Source: Voxpopdesign.com

What IS a Connector

Before I go any further, let me suggest that you read The Tipping Point by Malcom Gladwell; it is where all this “connector” talk is coming from as I am only going to scratch the surface.  

However, I have experienced this with my own two eyes. Gladwell’s book only confirmed to me that the people I have sought out actually have an “official” definition. 

You know that person that shows up to your shows with 10 people in tow? 

That’s a connector. 

Yea, it goes deeper than that.  But I’m not Gladwell and if I try, I will probably butcher his explanation.  Just know that connectors bring people together.  For a number of different reasons – they are up on the latest trends, they are smart, they are outgoing, or they know a lot about a lot of different things.

They are very easy to spot, if you train your eye to do so. And yea, you guessed it. They are social butterflies, have a ton of friends, and are always surrounded by a group of people. 

They do not blabber in your ear about how many people they can bring to the show.  In fact, usually they under-estimate the number.  BUT THEY ALWAYS DELIVER.  

My wife is a connector. Anytime we would have ticketed shows – she would account for almost 80% of the ticket sales by herself.  She was more of the Salesman” type.  Listed above in the image by Voxpopdesign.com

My friend Ryan is a connector as well. I played a bi-monthly gig at a bar for almost three years straight and he single-handedly filled the bar with his friends. Once he moved – everyone slowly fell off until I was down to a core group of five or so people.  He is a classic connector.  Him and his wife Molly just like to bring people together.  No Ryan & Molly = no group.

I have another friend J.T. that was a low profile connector.  He would bring at least 1 or 2 NEW people to every show and made sure they left with a cd.  J.T. was a type of “Maven” that brought people together by sharing new information and experiences.  In this case, it was my music. 

How do you spot them?  Well, when I said it was “easy” what I meant was that you just get a gut feeling and you have to trust it.  Sometimes you’ll be wrong – but eventually your gut will steer you in the right direction. 

I would: 

1.  Scan the bar during my set for the people who seemed to be the center of a group.  They’ll be the ones mostly directing conversation. 

2. TALK TO FANS – I can’t say this enough.  The more you get to know them…well, the more you’ll know about them. 

3.  Once identified, lean on them to help you promote – don’t worry, you aren’t “using them.”  Connectors LOVE to do this stuff, because at their core, they like being the “insider.”  And conversely, it’s mainly why people look to them for things in the first place. 

This is so common sense, right?  Then why do I see tons of bands still only using mass promotional tactics?  
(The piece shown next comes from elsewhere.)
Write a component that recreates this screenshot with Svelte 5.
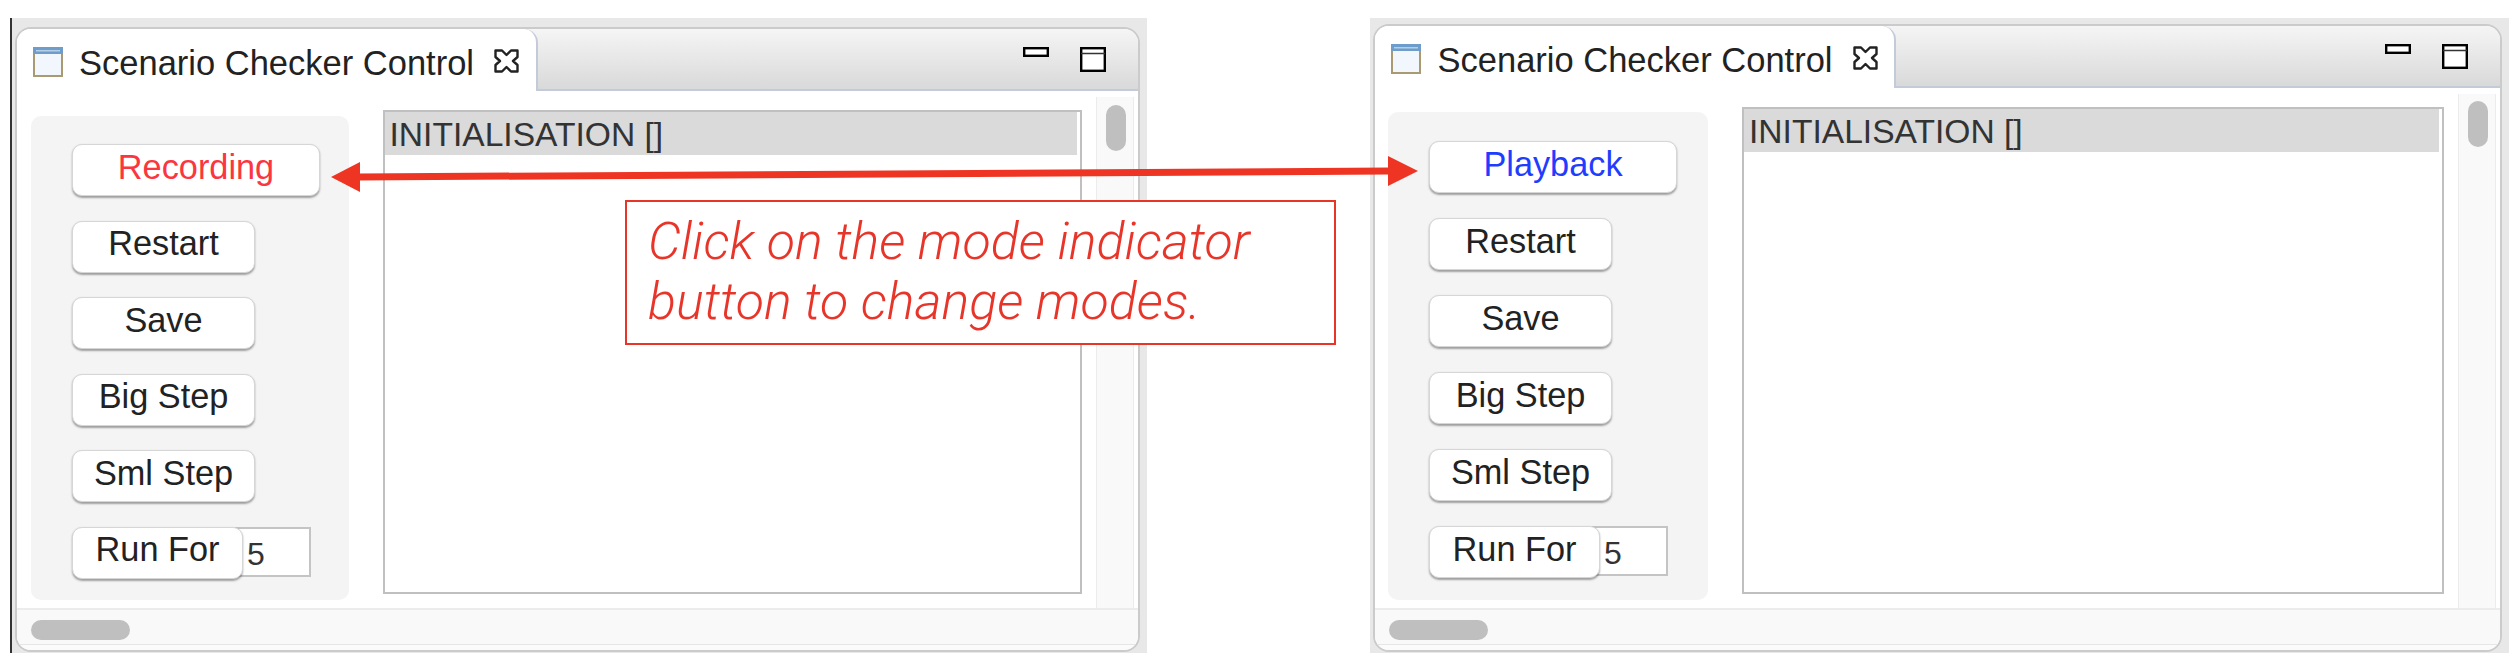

In my last post I referred to a big venue show I did with a couple other bands that drew 800 people.  WE DID NOT HANG ONE POSTER OR SEND OUT ONE HANDBILL FOR THAT SHOW.  We just focused on our connectors.  Focused on rewarding them.  My buddy Jared Mahone actually wrote a personal hand written letter to each person, thanking them for buying tickets from him. 

Sure, hanging posters, dropping off handbills, social media interaction, and email blasts all have their place – but in all reality, these things really only account for about 20% of the crowd that will show up at the venue. 

The other 80% come from the connectors.  It’s called the 80/20 rule and it is a scientific fact.  I’m not making it up. 

It says that 20% of your following will account for 80% of your cd sales, merchandise sales, crowd brought to your show, etc. 

So find these people.  And be genuine with them.  Call them to invite them to the show.  Yes, CALL.  That is a lost art unto itself.  Do not use them only for show promotion.  First, that is a shady d*ck move and secondly they’ll smell you from a mile away if you treat them that way. 

At the core of what I’m saying is: Your friends are more important than your music.  They not only account for people showing up to see you, but in most cases they are real inspiration for your songs.  

Be good to them and they will be good to you.